→ **DATASET EXTRACT**
● ● ●

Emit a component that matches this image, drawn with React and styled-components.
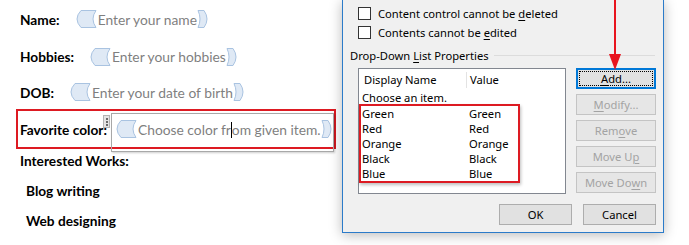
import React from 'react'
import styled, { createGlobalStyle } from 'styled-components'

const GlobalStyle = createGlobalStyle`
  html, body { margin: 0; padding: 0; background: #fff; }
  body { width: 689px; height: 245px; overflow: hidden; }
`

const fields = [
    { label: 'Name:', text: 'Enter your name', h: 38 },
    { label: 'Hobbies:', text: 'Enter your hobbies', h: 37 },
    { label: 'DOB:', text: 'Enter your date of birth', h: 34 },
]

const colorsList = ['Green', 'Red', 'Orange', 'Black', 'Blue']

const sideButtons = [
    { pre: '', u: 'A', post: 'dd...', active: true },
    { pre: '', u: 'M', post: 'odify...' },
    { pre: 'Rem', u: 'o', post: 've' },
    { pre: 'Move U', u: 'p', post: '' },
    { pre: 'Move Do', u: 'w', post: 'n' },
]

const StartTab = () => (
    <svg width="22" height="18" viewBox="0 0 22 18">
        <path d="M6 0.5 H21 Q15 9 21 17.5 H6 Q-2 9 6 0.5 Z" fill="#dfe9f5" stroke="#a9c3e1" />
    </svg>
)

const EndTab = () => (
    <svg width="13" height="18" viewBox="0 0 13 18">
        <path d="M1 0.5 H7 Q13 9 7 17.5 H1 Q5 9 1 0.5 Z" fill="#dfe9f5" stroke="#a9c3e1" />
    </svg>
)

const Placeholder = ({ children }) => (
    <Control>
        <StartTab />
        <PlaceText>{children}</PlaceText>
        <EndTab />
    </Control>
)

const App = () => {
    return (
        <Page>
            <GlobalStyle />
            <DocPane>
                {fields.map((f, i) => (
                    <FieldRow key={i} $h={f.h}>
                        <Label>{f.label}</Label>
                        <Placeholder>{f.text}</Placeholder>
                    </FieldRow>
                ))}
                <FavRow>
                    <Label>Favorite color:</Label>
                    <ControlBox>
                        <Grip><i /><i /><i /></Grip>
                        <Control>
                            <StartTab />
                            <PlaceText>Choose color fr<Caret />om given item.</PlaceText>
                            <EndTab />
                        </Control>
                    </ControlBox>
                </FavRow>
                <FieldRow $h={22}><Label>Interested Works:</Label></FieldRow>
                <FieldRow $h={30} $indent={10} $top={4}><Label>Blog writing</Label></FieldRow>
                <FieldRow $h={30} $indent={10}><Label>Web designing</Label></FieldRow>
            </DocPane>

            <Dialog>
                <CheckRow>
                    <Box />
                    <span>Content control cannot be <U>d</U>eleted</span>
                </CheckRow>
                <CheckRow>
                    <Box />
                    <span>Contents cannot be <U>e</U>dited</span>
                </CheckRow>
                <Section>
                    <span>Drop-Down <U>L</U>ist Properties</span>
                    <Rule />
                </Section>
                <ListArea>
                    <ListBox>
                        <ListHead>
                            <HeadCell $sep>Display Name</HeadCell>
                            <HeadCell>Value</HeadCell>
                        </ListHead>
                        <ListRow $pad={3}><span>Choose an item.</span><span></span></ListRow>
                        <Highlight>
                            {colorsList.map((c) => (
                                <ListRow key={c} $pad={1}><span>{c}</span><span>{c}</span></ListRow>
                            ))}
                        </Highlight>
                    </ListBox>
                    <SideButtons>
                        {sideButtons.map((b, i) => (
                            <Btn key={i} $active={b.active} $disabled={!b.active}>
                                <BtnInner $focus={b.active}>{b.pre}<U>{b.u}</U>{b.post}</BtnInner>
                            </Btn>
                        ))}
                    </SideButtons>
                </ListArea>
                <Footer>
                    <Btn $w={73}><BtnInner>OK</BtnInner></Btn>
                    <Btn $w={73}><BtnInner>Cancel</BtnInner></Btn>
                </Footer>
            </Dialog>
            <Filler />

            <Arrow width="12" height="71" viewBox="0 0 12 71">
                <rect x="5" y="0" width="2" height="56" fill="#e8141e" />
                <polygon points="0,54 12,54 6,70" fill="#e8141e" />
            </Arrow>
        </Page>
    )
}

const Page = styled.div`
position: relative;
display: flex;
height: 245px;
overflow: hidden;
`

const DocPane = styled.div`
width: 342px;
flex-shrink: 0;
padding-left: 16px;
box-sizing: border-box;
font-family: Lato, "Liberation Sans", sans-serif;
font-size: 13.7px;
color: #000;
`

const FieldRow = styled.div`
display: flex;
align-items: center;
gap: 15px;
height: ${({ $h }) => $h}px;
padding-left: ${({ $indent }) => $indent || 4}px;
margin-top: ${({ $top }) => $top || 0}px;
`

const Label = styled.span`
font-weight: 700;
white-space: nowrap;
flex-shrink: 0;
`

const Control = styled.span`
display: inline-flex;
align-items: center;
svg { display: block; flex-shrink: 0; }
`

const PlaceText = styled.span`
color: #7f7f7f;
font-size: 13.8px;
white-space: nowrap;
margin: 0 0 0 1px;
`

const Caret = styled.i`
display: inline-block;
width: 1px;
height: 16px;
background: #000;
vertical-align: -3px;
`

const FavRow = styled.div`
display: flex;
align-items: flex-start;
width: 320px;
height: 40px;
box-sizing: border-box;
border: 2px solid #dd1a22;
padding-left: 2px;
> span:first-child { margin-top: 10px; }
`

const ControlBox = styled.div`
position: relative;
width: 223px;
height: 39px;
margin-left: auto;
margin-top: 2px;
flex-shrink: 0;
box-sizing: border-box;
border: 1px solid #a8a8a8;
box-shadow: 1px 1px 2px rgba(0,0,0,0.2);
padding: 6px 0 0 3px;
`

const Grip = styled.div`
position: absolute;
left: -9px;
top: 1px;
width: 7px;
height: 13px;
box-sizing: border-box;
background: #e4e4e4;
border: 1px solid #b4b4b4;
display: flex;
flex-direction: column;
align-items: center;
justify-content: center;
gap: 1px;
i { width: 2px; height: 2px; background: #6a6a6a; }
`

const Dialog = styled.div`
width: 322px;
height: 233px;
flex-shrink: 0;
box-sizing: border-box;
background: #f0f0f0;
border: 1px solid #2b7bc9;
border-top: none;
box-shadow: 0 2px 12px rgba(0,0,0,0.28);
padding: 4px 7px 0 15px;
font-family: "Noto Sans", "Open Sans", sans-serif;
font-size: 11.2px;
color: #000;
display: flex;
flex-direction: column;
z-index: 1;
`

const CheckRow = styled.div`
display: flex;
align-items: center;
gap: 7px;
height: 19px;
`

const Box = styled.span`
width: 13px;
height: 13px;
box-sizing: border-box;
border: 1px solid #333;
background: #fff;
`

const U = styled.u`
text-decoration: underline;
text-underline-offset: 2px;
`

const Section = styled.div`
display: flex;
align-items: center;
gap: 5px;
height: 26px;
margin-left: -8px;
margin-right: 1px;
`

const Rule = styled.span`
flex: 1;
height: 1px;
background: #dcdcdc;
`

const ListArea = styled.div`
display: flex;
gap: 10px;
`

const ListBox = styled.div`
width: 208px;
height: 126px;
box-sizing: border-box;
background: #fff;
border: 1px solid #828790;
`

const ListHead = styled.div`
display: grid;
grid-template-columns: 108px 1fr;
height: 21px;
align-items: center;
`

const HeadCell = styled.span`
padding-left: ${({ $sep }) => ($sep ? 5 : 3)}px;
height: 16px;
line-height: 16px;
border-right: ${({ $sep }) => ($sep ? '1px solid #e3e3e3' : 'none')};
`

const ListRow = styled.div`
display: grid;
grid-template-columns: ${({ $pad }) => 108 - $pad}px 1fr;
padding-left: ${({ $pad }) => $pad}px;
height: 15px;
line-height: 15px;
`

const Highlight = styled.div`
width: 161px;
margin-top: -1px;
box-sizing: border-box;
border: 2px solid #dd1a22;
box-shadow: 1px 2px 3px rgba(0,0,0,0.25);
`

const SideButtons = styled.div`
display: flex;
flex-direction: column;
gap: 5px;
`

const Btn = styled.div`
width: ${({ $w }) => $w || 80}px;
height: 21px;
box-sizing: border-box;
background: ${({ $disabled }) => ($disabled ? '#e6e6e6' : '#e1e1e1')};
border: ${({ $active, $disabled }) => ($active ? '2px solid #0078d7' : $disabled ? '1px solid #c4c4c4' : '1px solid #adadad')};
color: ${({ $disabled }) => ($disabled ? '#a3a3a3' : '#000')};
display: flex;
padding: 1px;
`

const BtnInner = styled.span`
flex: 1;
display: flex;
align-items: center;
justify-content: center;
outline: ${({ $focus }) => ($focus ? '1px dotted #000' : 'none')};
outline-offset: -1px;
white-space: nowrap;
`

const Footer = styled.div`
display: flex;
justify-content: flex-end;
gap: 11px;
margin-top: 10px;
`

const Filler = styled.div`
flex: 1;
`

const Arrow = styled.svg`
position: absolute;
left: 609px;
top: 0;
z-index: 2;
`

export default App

● ● ●

Return all lines containing "components".

→ **COMPLETED EXERCISE**
Emit a component that matches this image, drawn with React and styled-components.
import styled, { createGlobalStyle } from 'styled-components'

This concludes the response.